* Task prompt: Write again exactly the lines in the listing below, starting at the line with "Rebuild this screenshot" and ending at the line with "string; time: string;", both included. Pictures are not copied.

* Pages as source code:
-=-=-
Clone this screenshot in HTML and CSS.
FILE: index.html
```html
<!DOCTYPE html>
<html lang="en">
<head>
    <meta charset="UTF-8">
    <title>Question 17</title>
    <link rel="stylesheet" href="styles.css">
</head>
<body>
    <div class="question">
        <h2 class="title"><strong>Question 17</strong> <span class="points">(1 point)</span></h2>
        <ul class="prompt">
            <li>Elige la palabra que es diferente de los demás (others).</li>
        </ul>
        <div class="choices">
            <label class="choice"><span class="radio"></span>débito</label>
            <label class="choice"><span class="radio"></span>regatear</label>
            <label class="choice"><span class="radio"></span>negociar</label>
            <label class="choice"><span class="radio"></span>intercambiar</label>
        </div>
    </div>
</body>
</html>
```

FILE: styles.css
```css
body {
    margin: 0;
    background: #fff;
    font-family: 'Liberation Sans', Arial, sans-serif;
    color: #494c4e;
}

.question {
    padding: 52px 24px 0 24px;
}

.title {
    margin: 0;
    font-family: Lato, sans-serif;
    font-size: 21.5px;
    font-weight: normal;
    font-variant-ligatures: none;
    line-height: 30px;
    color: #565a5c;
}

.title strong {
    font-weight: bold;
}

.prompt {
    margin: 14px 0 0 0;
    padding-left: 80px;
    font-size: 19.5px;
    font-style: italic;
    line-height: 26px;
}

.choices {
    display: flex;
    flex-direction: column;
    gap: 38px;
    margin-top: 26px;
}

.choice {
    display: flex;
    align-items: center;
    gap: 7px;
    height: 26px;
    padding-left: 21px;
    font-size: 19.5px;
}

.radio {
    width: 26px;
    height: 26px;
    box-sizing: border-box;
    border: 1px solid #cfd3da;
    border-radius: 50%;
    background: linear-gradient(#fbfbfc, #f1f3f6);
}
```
-=-=-
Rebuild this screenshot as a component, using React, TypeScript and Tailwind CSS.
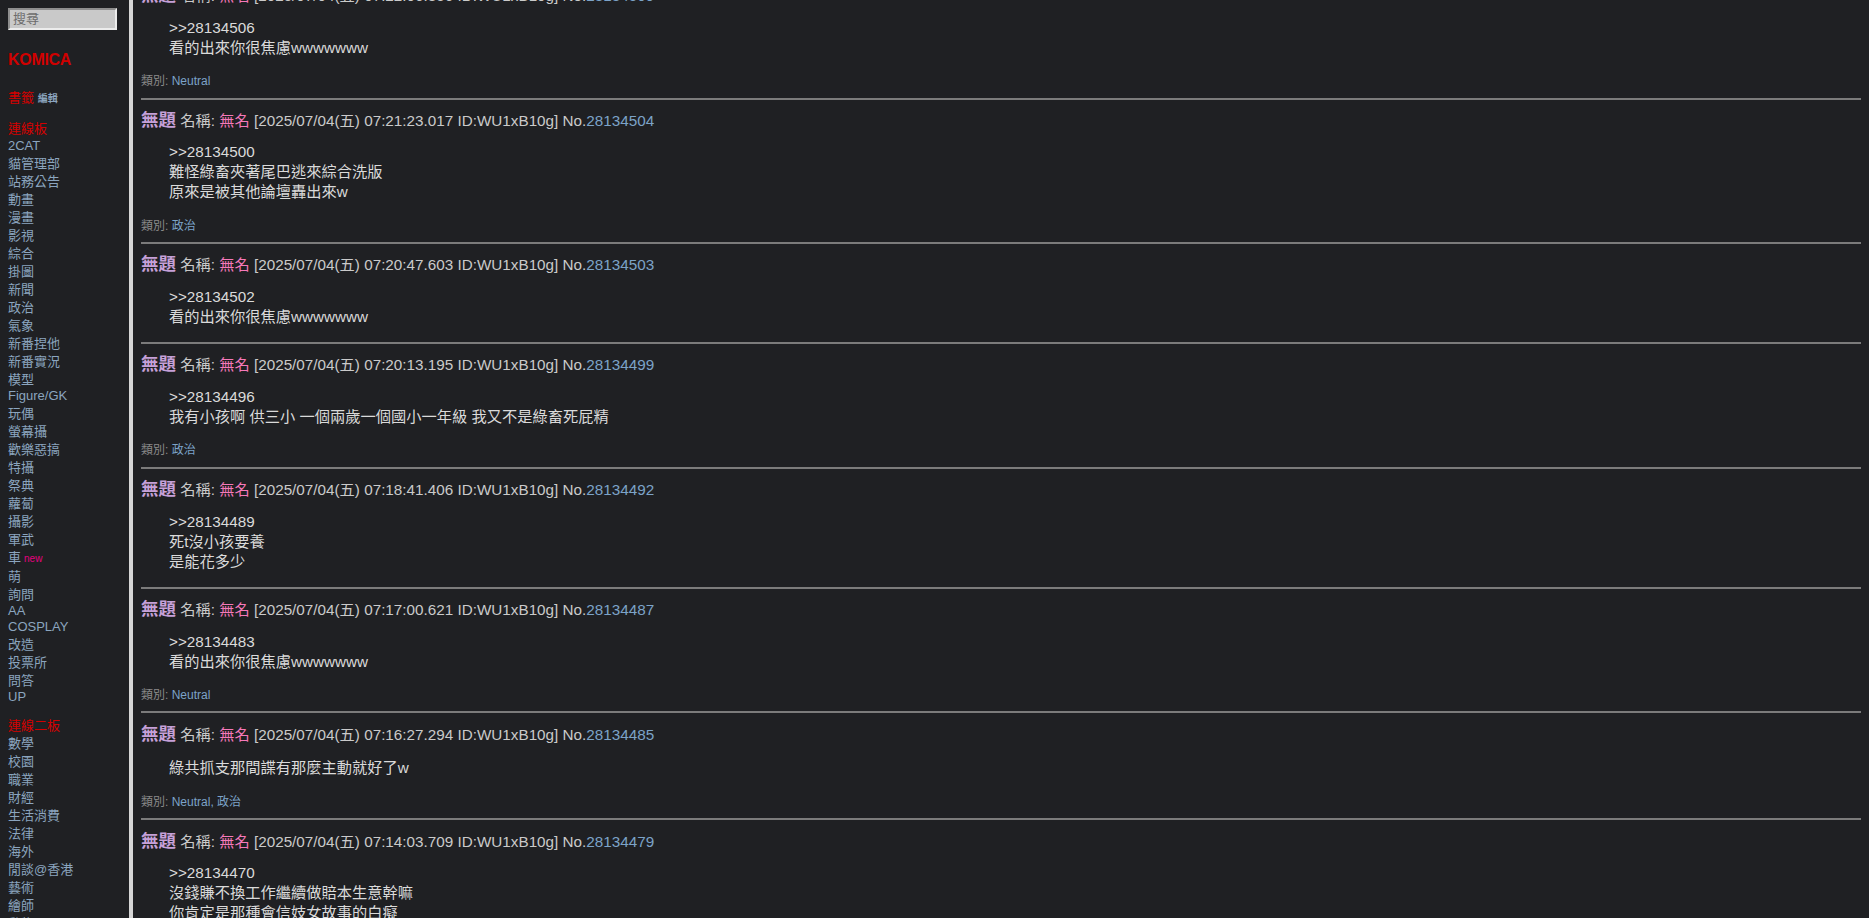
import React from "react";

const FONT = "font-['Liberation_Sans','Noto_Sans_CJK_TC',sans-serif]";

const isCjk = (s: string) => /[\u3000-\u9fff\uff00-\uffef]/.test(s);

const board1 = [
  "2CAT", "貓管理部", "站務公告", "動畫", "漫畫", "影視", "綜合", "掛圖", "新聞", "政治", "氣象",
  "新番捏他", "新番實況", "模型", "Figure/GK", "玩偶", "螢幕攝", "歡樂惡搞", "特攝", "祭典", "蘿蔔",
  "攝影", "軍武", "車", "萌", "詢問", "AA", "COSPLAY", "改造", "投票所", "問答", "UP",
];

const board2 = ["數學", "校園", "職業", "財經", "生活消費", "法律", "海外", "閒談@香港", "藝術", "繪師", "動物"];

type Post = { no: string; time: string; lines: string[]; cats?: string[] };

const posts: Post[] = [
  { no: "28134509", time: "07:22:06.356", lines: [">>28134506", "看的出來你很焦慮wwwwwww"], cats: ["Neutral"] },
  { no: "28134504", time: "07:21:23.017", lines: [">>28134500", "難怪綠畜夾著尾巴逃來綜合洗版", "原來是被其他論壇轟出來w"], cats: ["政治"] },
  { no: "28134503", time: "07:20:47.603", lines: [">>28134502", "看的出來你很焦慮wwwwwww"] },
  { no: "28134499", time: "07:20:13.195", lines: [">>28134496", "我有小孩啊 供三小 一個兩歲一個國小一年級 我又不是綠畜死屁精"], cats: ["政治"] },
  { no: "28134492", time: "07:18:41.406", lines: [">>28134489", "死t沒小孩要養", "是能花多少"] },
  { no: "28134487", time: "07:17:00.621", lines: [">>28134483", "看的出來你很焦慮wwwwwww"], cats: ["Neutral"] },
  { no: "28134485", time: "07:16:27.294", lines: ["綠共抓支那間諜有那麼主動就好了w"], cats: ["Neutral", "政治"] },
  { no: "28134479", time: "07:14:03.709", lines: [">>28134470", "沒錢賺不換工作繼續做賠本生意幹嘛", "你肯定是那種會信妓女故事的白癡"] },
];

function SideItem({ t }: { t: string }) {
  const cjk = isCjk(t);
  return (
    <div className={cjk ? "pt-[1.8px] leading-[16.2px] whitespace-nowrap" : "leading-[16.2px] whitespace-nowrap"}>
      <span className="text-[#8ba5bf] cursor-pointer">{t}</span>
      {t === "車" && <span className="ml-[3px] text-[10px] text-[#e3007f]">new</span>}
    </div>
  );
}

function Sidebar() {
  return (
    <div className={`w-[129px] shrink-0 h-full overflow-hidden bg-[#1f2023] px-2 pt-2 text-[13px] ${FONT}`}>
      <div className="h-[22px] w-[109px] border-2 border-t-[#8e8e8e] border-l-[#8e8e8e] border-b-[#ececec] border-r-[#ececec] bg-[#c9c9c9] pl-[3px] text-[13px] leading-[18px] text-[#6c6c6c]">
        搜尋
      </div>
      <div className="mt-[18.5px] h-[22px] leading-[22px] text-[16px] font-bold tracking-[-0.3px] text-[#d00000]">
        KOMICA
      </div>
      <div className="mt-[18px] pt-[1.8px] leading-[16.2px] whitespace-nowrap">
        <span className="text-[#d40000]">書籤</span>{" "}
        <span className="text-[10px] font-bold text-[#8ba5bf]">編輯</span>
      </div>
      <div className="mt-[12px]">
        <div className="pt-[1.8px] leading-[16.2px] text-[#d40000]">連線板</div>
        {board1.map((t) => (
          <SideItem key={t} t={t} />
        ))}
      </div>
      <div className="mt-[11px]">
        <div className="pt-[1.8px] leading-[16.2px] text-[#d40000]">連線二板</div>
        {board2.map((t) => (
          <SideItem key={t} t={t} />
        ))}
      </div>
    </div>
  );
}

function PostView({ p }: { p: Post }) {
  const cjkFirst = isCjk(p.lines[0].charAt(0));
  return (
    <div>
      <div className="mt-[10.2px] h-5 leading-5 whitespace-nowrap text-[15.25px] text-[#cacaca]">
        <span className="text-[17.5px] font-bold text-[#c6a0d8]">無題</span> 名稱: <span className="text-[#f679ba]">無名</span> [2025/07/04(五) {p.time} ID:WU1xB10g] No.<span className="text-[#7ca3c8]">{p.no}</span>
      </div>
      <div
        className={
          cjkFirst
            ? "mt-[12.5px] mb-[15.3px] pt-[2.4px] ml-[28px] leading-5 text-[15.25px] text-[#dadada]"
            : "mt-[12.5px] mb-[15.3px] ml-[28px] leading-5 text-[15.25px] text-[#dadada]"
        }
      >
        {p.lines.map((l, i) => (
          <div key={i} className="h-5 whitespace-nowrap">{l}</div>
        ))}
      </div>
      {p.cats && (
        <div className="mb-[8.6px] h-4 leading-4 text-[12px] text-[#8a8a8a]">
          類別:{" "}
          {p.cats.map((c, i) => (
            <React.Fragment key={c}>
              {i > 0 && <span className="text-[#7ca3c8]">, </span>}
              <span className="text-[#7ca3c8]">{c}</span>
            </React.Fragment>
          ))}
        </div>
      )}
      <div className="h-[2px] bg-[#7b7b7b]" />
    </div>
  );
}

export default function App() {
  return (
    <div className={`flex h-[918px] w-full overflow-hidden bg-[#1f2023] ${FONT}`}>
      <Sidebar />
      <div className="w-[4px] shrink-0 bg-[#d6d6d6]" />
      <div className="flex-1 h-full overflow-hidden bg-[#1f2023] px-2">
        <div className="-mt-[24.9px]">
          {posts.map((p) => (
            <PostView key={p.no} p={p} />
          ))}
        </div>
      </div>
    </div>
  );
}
-=-=-
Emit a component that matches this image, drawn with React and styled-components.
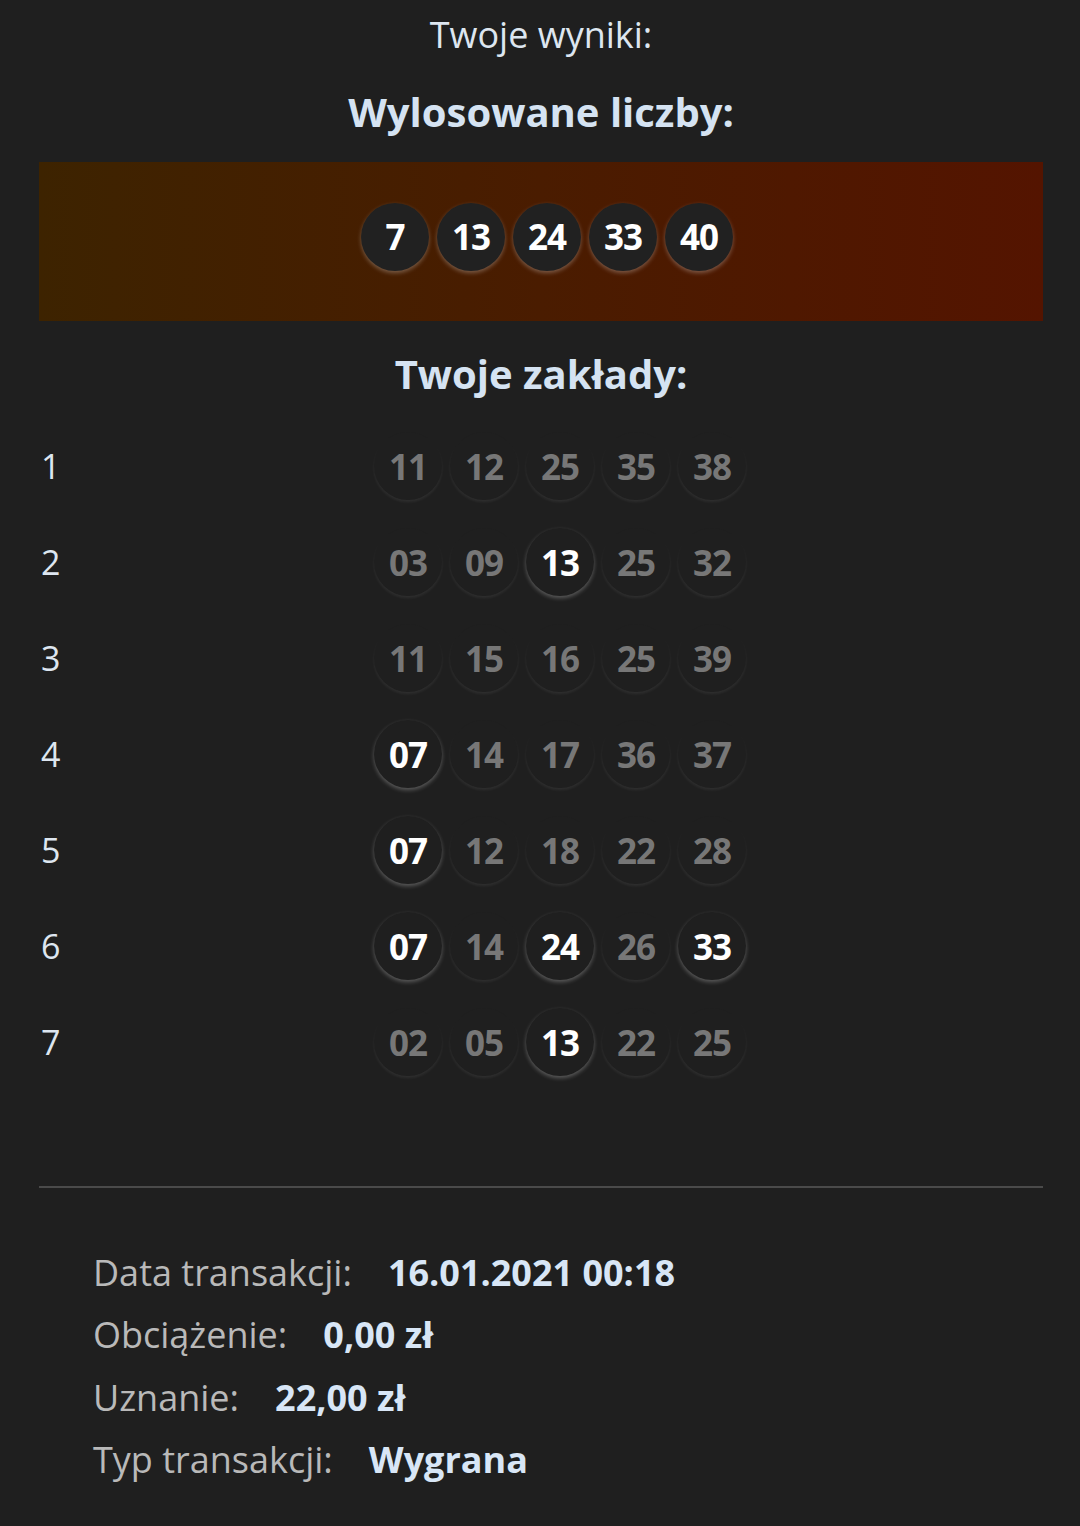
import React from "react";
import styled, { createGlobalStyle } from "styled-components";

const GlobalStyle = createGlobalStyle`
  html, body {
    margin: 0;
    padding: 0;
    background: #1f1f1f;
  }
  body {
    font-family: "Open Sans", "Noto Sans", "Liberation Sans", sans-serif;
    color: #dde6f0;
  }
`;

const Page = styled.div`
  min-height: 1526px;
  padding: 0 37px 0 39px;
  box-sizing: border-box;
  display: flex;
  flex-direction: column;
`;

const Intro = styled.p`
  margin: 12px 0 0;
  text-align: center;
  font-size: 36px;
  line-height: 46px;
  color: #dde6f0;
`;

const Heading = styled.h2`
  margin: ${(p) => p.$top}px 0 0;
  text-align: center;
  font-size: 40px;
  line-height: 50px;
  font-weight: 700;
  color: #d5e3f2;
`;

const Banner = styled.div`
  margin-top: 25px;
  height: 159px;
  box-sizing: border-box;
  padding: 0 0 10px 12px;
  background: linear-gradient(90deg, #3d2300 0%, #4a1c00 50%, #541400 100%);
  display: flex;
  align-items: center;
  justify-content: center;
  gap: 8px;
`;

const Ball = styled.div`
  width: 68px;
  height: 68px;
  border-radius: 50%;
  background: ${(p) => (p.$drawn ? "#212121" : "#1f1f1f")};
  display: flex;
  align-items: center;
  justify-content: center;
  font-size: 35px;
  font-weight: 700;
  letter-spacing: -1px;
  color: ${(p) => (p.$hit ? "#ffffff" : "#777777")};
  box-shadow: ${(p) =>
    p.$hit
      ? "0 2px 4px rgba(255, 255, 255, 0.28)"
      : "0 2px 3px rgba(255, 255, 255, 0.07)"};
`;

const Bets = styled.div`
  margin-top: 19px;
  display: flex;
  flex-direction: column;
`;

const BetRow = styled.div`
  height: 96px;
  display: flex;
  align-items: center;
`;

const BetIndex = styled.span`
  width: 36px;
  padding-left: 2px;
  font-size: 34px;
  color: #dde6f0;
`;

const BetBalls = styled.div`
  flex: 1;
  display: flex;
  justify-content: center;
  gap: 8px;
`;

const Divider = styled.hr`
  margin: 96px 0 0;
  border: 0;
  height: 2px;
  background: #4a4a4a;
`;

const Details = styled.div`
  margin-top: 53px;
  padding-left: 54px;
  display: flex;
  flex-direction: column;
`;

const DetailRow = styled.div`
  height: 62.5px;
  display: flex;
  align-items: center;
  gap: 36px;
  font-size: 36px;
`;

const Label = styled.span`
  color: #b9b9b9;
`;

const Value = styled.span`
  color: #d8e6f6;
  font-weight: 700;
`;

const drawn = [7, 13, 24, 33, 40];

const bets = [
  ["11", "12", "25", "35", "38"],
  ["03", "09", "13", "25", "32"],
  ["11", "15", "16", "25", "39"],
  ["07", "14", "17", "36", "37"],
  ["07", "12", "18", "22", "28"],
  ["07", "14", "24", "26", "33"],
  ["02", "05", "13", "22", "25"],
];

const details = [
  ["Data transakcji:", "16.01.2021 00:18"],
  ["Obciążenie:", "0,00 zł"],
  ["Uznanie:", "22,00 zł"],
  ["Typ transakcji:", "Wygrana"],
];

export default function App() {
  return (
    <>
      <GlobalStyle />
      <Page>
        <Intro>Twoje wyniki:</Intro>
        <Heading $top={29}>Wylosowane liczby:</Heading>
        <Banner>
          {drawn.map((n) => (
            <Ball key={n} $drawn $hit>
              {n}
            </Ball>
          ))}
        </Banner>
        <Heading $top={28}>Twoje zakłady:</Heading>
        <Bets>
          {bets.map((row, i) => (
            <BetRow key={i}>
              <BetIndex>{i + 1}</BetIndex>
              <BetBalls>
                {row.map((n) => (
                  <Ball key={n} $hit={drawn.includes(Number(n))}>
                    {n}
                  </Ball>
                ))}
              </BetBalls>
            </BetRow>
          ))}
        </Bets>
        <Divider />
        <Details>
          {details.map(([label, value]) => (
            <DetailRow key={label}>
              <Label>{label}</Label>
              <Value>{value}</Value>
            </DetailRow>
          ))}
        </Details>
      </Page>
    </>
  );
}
-=-=-
* Solution to this exercise:
Rebuild this screenshot as a component, using React, TypeScript and Tailwind CSS.
import React from "react";

const FONT = "font-['Liberation_Sans','Noto_Sans_CJK_TC',sans-serif]";

const isCjk = (s: string) => /[\u3000-\u9fff\uff00-\uffef]/.test(s);

const board1 = [
  "2CAT", "貓管理部", "站務公告", "動畫", "漫畫", "影視", "綜合", "掛圖", "新聞", "政治", "氣象",
  "新番捏他", "新番實況", "模型", "Figure/GK", "玩偶", "螢幕攝", "歡樂惡搞", "特攝", "祭典", "蘿蔔",
  "攝影", "軍武", "車", "萌", "詢問", "AA", "COSPLAY", "改造", "投票所", "問答", "UP",
];

const board2 = ["數學", "校園", "職業", "財經", "生活消費", "法律", "海外", "閒談@香港", "藝術", "繪師", "動物"];

type Post = { no: string; time: string; lines: string[]; cats?: string[] };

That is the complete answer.